Mark Yeates rubbed salt into the wound with a stunning long-range strike and Bothroyd's late glaring miss was almost unnecessarily cruel on a stunned Jones, who was jeered moments earlier for bringing on Jermaine Johnson at right-back.
Jones was puzzled as to why Lines, who has been out for three months with a groin injury, took the penalty.
"We had a chance to get back in front, just score the penalty," he said.
"My argument with players is why did we allow a player who has been out for such a long time to take it?
"Credit to him for wanting it, but there are other players out there whose kicking would be cleaner and confidence would be higher.
"And people are asking why I brought JJ on at right-back - the right-back's hamstring is done. That's why."
The 56-year-old admitted that criticism was inevitable but said he would take it - although he revealed that some of his players were deserving of some too.
"We all have a responsibility," he said.
"People can have a go at me, I'll accept it - but I didn't make a bad pass, I didn't lose my man at a set-piece.

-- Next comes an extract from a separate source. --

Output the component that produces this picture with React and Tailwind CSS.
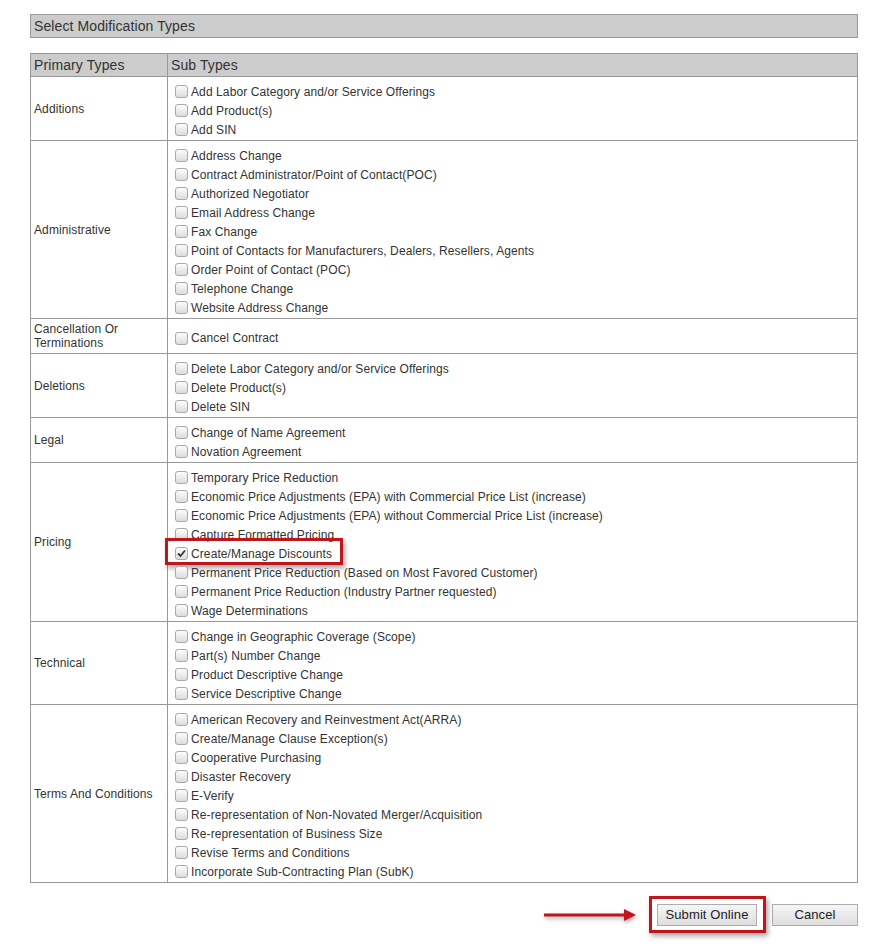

"I'll stand there and fight for them, but they've got to give me something back."
Understandably, Gianfranco Zola cut an altogether more contented figure.
The Hornets boss has led his side through an unbeaten November, taking 14 points from six matches.
"I am very happy, especially with the second half, it was a very good performance from us," he said.
"I'm delighted with the result. First half we faced a team that played in some spells some very good football.
"They created some problems for us. To come up with a result like that the performance has to be good."
He had some sympathy for his opposite number, but knows only too well the harsh realities of football management.
"I understand it's not easy to play your best football under pressure," Zola said.
"It's a difficult situation and one I've been in."
Asked if he had any words of comfort for Jones at the full-time whistle, Zola added: "I just shook his hand at the end.
"What can you do? This is part of the job. They need to find some tranquillity and they will be ok.
"They have some quality. They have to keep on working and sooner or later the results will come, I'm sure of this."